Ketaatan seorang istri pada suaminya disebut setara nilainya dengan jihad kaum lelaki. Hal ini dikisahkan ketika ada seorang perempuan yang datang kehadapan Nabi dan berkata, "Wahai Rasulullah SAW, saya mewakili kaum wanita untuk menghadap tuan (untuk menanyakan tentang sesuatu). Berperang itu diwajibkan Allah hanya untuk kaum lakilaki, jika mereka terkena luka, mereka mendapat pahala dan kalau terbunuh maka mereka adalah tetap hidup di sisi Allah. lagi dicukupkan rezekinya (dengan buah-buahan Surga). Dan kami kaum perempuan selalu melakukan kewajiban terhadap mereka (yaitu melayani mereka dan membantu keperluan mereka) lalu apakah kami boleh ikut memperoleh pahala berperang itu?"
Mendengar itu, Rasul pun bersabda, "Sampaikanlah kepada perempuan-perempuan yang kamu jumpai bahwa taat kepada suami dengan penuh kesadaran maka pahalanya seimbang dengan pahala perang membela agama Allah. Tetapi sedikit sekali dari kamu sekalian yang menjalankannya."
Hak suami yang menjadi kewajiban istri amatlah besar sebagaimana sabda Nabi shallallahu ‘alaihi wa sallam,
لَوْ كُنْتُ آمِرًا أَحَدًا أَنْ يَسْجُدَ لأَحَدٍ لأَمَرْتُ النِّسَاءَ أَنْ يَسْجُدْنَ لأَزْوَاجِهِنَّ لِمَا جَعَلَ اللَّهُ لَهُمْ عَلَيْهِنَّ مِنَ الْحَقِّ
“Seandainya aku memerintahkan seseorang untuk sujud pada yang lain, maka tentu aku akan memerintah para wanita untuk sujud pada suaminya karena Allah telah menjadikan begitu besarnya hak suami yang menjadi kewajiban istri” (HR. Abu Daud no. 2140, Tirmidzi no. 1159, Ibnu Majah no. 1852 dan Ahmad 4: 381. Syaikh Al Albani mengatakan bahwa hadits ini shahih)
Ketaatan seorang istri pada suami termasuk sebab yang menyebabkannya masuk surga.
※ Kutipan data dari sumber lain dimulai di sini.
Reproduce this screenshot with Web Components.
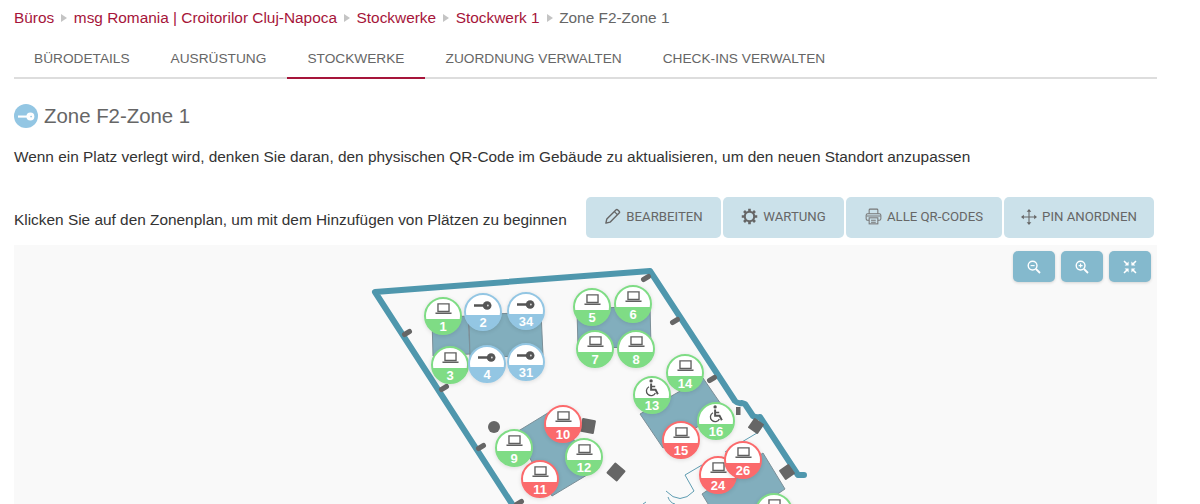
<!DOCTYPE html>
<html>
<head>
<meta charset="utf-8">
<style>
html,body{margin:0;background:#fff;}
body{font-family:"Liberation Sans",Arial,sans-serif;height:504px;overflow:hidden;}
</style>
</head>
<body>
<office-page></office-page>
<script>
const icons = {
    laptop: `<svg viewBox="0 0 20 14" width="17" height="12"><path d="M3.5 1h13v9h-13z" fill="none" stroke="#606060" stroke-width="1.6"/><path d="M0.5 11h19v1.2q0 .8-1 .8h-17q-1 0-1-.8z" fill="#606060"/></svg>`,
    key: `<svg viewBox="0 0 24 12" width="18" height="9"><path d="M0 4.4h13v3.2H0z" fill="#555"/><circle cx="17.5" cy="6" r="5.8" fill="#555"/><circle cx="18.5" cy="6" r="1.2" fill="#ddd"/></svg>`,
    wheel: `<svg viewBox="0 0 18 20" width="16" height="18"><circle cx="8" cy="2" r="1.9" fill="#555"/><path d="M8 5v7h5l2.6 5" fill="none" stroke="#555" stroke-width="2.2"/><path d="M8 8.4h4.6" stroke="#555" stroke-width="1.6"/><path d="M5.6 8.6a5.3 5.3 0 1 0 7.2 7" fill="none" stroke="#555" stroke-width="1.5"/></svg>`,
    pencil: `<svg viewBox="0 0 18 18" width="17" height="17"><path d="M2 16l1-4.4L12.6 2q1-1 2 0l1.4 1.4q1 1 0 2L6.4 15z" fill="none" stroke="#666" stroke-width="1.5" stroke-linejoin="round"/><path d="M11 3.8l3.2 3.2" stroke="#666" stroke-width="1.3"/></svg>`,
    gear: `<svg viewBox="0 0 18 18" width="17" height="17"><circle cx="9" cy="9" r="5" fill="none" stroke="#666" stroke-width="2.2"/><path d="M9 .8v3M9 14.2v3M.8 9h3M14.2 9h3M3.2 3.2l2.1 2.1M12.7 12.7l2.1 2.1M3.2 14.8l2.1-2.1M12.7 5.3l2.1-2.1" stroke="#666" stroke-width="2.8"/></svg>`,
    printer: `<svg viewBox="0 0 18 18" width="17" height="17" fill="none" stroke="#777" stroke-width="1.1"><path d="M4.4 6V2.2q0-1 1-1h7.2q1 0 1 1V6"/><rect x="1.2" y="6" width="15.6" height="7" rx="1.6"/><rect x="4.4" y="10.4" width="9.2" height="6.4" fill="#cbe1ea"/><path d="M6.4 13h5M6.4 15h5M1.5 8.4h15"/></svg>`,
    move: `<svg viewBox="0 0 18 18" width="16" height="16"><path d="M9 2v14M2 9h14" stroke="#666" stroke-width="1.2"/><path d="M9 0l2.6 3.2H6.4zM9 18l2.6-3.2H6.4zM0 9l3.2-2.6v5.2zM18 9l-3.2-2.6v5.2z" fill="#666"/></svg>`,
    zoomout: `<svg viewBox="0 0 14 14" width="14" height="14" fill="none" stroke="#fff" stroke-width="1.4"><circle cx="5.6" cy="5.6" r="4.4"/><path d="M9 9l4 4" stroke-width="1.8"/><path d="M3.6 5.6h4" stroke-width="1.1"/></svg>`,
    zoomin: `<svg viewBox="0 0 14 14" width="14" height="14" fill="none" stroke="#fff" stroke-width="1.4"><circle cx="5.6" cy="5.6" r="4.4"/><path d="M9 9l4 4" stroke-width="1.8"/><path d="M3.6 5.6h4M5.6 3.6v4" stroke-width="1.1"/></svg>`,
    compress: `<svg viewBox="0 0 14 14" width="14" height="14"><path d="M1 1l3.4 3.4M13 1L9.6 4.4M1 13l3.4-3.4M13 13L9.6 9.6" stroke="#fff" stroke-width="1.5"/><path d="M5.6 1.6v4h-4zM8.4 1.6v4h4zM5.6 12.4v-4h-4zM8.4 12.4v-4h4z" fill="#fff"/></svg>`
}

class BreadCrumbs extends HTMLElement
{
    constructor() {
        super()
        this._shadowRoot = this.attachShadow({ mode: 'open' })
        const items = ['Büros','msg Romania | Croitorilor Cluj-Napoca','Stockwerke','Stockwerk 1']
        this._shadowRoot.innerHTML = `<style>
        :host{display:flex;align-items:center;height:36px;font-size:15.4px;color:#666;}
        a{color:#a6153a;text-decoration:none;}
        i{width:0;height:0;border-left:6px solid #c4c4c4;border-top:4px solid transparent;border-bottom:4px solid transparent;margin:0 6.6px 0 7px;}
        </style>
        ${items.map(x => `<a href="#">${x}</a><i></i>`).join('')}<span>Zone F2-Zone 1</span>`
    }
}
window.customElements.define('bread-crumbs', BreadCrumbs)

class TabBar extends HTMLElement
{
    constructor() {
        super()
        this._shadowRoot = this.attachShadow({ mode: 'open' })
        const tabs = ['BÜRODETAILS','AUSRÜSTUNG','STOCKWERKE','ZUORDNUNG VERWALTEN','CHECK-INS VERWALTEN']
        this._shadowRoot.innerHTML = `<style>
        :host{display:flex;height:41px;border-bottom:2px solid #ddd;box-sizing:content-box;width:1143px;}
        div{box-sizing:content-box;padding:4px 20px 0;line-height:37px;height:37px;font-size:13.7px;color:#666;margin-right:1px;}
        .on{border-bottom:2px solid #a6153a;}
        </style>
        ${tabs.map(x => `<div class="${x==='STOCKWERKE'?'on':''}">${x}</div>`).join('')}`
    }
}
window.customElements.define('tab-bar', TabBar)

class ToolButton extends HTMLElement
{
    constructor() {
        super()
        this._shadowRoot = this.attachShadow({ mode: 'open' })
        this._shadowRoot.innerHTML = `<style>
        :host{display:flex;align-items:center;justify-content:center;gap:5px;height:41px;padding-bottom:2px;background:#cbe1ea;border-radius:5px;font-size:13.2px;color:#666;font-family:Roboto,sans-serif;box-sizing:border-box;}
        svg{display:block;}
        </style>
        ${icons[this.getAttribute('icon')]}<slot></slot>`
    }
}
window.customElements.define('tool-button', ToolButton)

class ZoomButton extends HTMLElement
{
    constructor() {
        super()
        this._shadowRoot = this.attachShadow({ mode: 'open' })
        this._shadowRoot.innerHTML = `<style>
        :host{display:flex;align-items:center;justify-content:center;width:42px;height:31px;background:#84b9cd;border-radius:5px;box-shadow:0 1px 3px rgba(0,0,0,.15);}
        </style>
        ${icons[this.getAttribute('icon')]}`
    }
}
window.customElements.define('zoom-button', ZoomButton)

class MapPin extends HTMLElement
{
    constructor() {
        super()
        this._shadowRoot = this.attachShadow({ mode: 'open' })
        const colors = {green:'#7fdc85',blue:'#93c6e3',red:'#fb6a6c'}
        const c = colors[this.getAttribute('status')]
        this._shadowRoot.innerHTML = `<style>
        :host{position:absolute;left:calc(var(--x)*1px - 19px);top:calc(var(--y)*1px - 19px);width:38px;height:38px;border-radius:50%;border:2px solid ${c};box-sizing:border-box;background:linear-gradient(#fff 0,#fff 58%,${c} 58%);display:flex;flex-direction:column;align-items:center;overflow:hidden;box-shadow:0 1px 4px rgba(0,0,0,.12);}
        .ic{height:20px;display:flex;align-items:center;justify-content:center;flex:none;}
        .n{font:bold 13px/14px "Liberation Sans",sans-serif;color:#fff;margin-top:1px;}
        </style>
        <div class="ic">${icons[this.getAttribute('icon')]}</div><div class="n"><slot></slot></div>`
    }
}
window.customElements.define('map-pin', MapPin)

class FloorMap extends HTMLElement
{
    constructor() {
        super()
        this._shadowRoot = this.attachShadow({ mode: 'open' })
        // page coords, map starts at 14,245
        const pins = [
            [1,443,316,'green','laptop'],[2,483,312,'blue','key'],[34,526,311,'blue','key'],
            [3,450,365,'green','laptop'],[4,487,364,'blue','key'],[31,526,362,'blue','key'],
            [5,592,307,'green','laptop'],[6,633,304,'green','laptop'],[7,595,349,'green','laptop'],[8,636,349,'green','laptop'],
            [10,563,424,'red','laptop'],[9,514,448,'green','laptop'],[12,584,457,'green','laptop'],[11,540,479,'red','laptop'],
            [14,685,373,'green','laptop'],[13,652,395,'green','wheel'],[16,716,421,'green','wheel'],[15,681,440,'red','laptop'],
            [24,718,475,'red','laptop'],[26,743,460,'red','laptop'],['',774,512,'green','laptop']
        ]
        const ticks = [[646,278],[407,333],[444,388],[481,447],[519,503],[675,321],[712,379]]
        this._shadowRoot.innerHTML = `<style>
        :host{display:block;position:relative;height:259px;width:1143px;background:#f9f9f9;overflow:hidden;}
        svg.plan{position:absolute;left:-14px;top:-245px;}
        .zoom{position:absolute;top:6px;right:6px;display:flex;gap:6px;}
        .pins{position:absolute;left:-14px;top:-245px;}
        </style>
        <svg class="plan" width="1200" height="504">
          <g fill="#82aebd" stroke="#7b8f98" stroke-width="1" stroke-linejoin="round">
            <path d="M432 318L468 316 470 354 433 356z"/>
            <path d="M469 315L541 312 543 355 470 358z"/>
            <path d="M577 310L650 305 651 347 578 348z"/>
            <path d="M515 433L552 496 592 472 556 408z"/>
            <path d="M640 414L663 448 725 410 703 378z"/>
            <path d="M702 494L763 453 785 489 724 530z"/>
          </g>
          <path d="M702 465L685 475 694 491Q680 506 666 491M668 497Q670 503 675 504M643 504L646 502M725 452L757 433" fill="none" stroke="#5f9db2" stroke-width="1"/>
          <path d="M512 504L375 292 650 271 735 401Q738 404 742 403L745 404 753 416Q756 418 760 417L798 475H804" fill="none" stroke="#4f97ad" stroke-width="6" stroke-linejoin="round" stroke-linecap="round"/>
          <g fill="none" stroke="#666" stroke-width="5" stroke-linecap="round">
            ${ticks.map(t => `<path d="M${t[0]-2.5} ${t[1]+1.5}L${t[0]+2.5} ${t[1]-1.5}"/>`).join('')}
          </g>
          <g fill="#666">
            <circle cx="494" cy="427" r="6"/>
            <rect x="581" y="419" width="14" height="14" rx="1" transform="rotate(10 588 426)"/>
            <rect x="609" y="465" width="14" height="14" rx="1" transform="rotate(40 616 472)"/>
            <rect x="750" y="420" width="12" height="12" rx="1" transform="rotate(35 756 426)"/>
            <rect x="781" y="466" width="12" height="12" rx="1" transform="rotate(-35 787 472)"/>
            <rect x="736" y="407" width="4.5" height="8"/>
          </g>
        </svg>
        <div class="pins">${pins.map(p => `<map-pin status="${p[3]}" icon="${p[4]}" style="--x:${p[1]};--y:${p[2]}">${p[0]}</map-pin>`).join('')}</div>
        <div class="zoom"><zoom-button icon="zoomout"></zoom-button><zoom-button icon="zoomin"></zoom-button><zoom-button icon="compress"></zoom-button></div>`
    }
}
window.customElements.define('floor-map', FloorMap)

class OfficePage extends HTMLElement
{
    constructor() {
        super()
        this._shadowRoot = this.attachShadow({ mode: 'open' })
        this._shadowRoot.innerHTML = `<style>
        :host{display:block;padding-left:14px;color:#333;font-family:"Liberation Sans",Arial,sans-serif;}
        .title{display:flex;align-items:center;gap:6px;margin-top:24px;height:26px;font-size:20.4px;color:#666;}
        .badge{width:24px;height:24px;border-radius:50%;background:#93c6e3;display:flex;align-items:center;justify-content:center;}
        p{margin:20px 0 0;font-size:15.4px;line-height:16px;color:#333;}
        .bar{display:flex;align-items:center;justify-content:space-between;margin-top:32px;width:1140px;height:41px;}
        .btns{display:flex;gap:2px;}
        .bar span{font-size:15.4px;padding-top:4px;}
        .b1{width:135px}.b2{width:121px}.b3{width:156px}.b4{width:150px}
        floor-map{margin-top:7px;}
        </style>
        <bread-crumbs></bread-crumbs>
        <tab-bar></tab-bar>
        <div class="title"><div class="badge"><svg viewBox="0 0 24 12" width="17" height="9"><path d="M0 4.6h13v3H0z" fill="#fff"/><circle cx="17.5" cy="6" r="5.6" fill="#fff"/><circle cx="18.5" cy="6" r="1.2" fill="#93c6e3"/></svg></div>Zone F2-Zone 1</div>
        <p>Wenn ein Platz verlegt wird, denken Sie daran, den physischen QR-Code im Gebäude zu aktualisieren, um den neuen Standort anzupassen</p>
        <div class="bar"><span>Klicken Sie auf den Zonenplan, um mit dem Hinzufügen von Plätzen zu beginnen</span>
        <div class="btns">
          <tool-button class="b1" icon="pencil">BEARBEITEN</tool-button>
          <tool-button class="b2" icon="gear">WARTUNG</tool-button>
          <tool-button class="b3" icon="printer">ALLE QR-CODES</tool-button>
          <tool-button class="b4" icon="move">PIN ANORDNEN</tool-button>
        </div></div>
        <floor-map></floor-map>`
    }
}
window.customElements.define('office-page', OfficePage)
</script>
</body>
</html>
Rasulullah shallallahu ‘alaihi wa sallam bersabda,
إِذَا صَلَّتِ الْمَرْأَةُ خَمْسَهَا وَصَامَتْ شَهْرَهَا وَحَفِظَتْ فَرْجَهَا وَأَطَاعَتْ زَوْجَهَا قِيلَ لَهَا ادْخُلِى الْجَنَّةَ مِنْ أَىِّ أَبْوَابِ الْجَنَّةِ شِئْتِ
“Jika seorang wanita selalu menjaga shalat lima waktu, juga berpuasa sebulan (di bulan Ramadhan), serta betul-betul menjaga kemaluannya (dari perbuatan zina) dan benar-benar taat pada suaminya, maka dikatakan pada wanita yang memiliki sifat mulia ini, “Masuklah dalam surga melalui pintu mana saja yang engkau suka.” (HR. Ahmad 1: 191 dan Ibnu Hibban 9: 471. Syaikh Syu’aib Al Arnauth mengatakan bahwa hadits ini shahih)
Syaikhul Islam Ibnu Taimiyah berkata,
“Tidak ada hak yang lebih wajib untuk ditunaikan seorang wanita –setelah hak Allah dan Rasul-Nya- daripada hak suami” (Majmu’ Al Fatawa, 32: 260)
Jika kewajiban istri pada suami adalah semulia itu, maka setiap wanita punya keharusan mengetahui hak-hak suami yang harus ia tunaikan.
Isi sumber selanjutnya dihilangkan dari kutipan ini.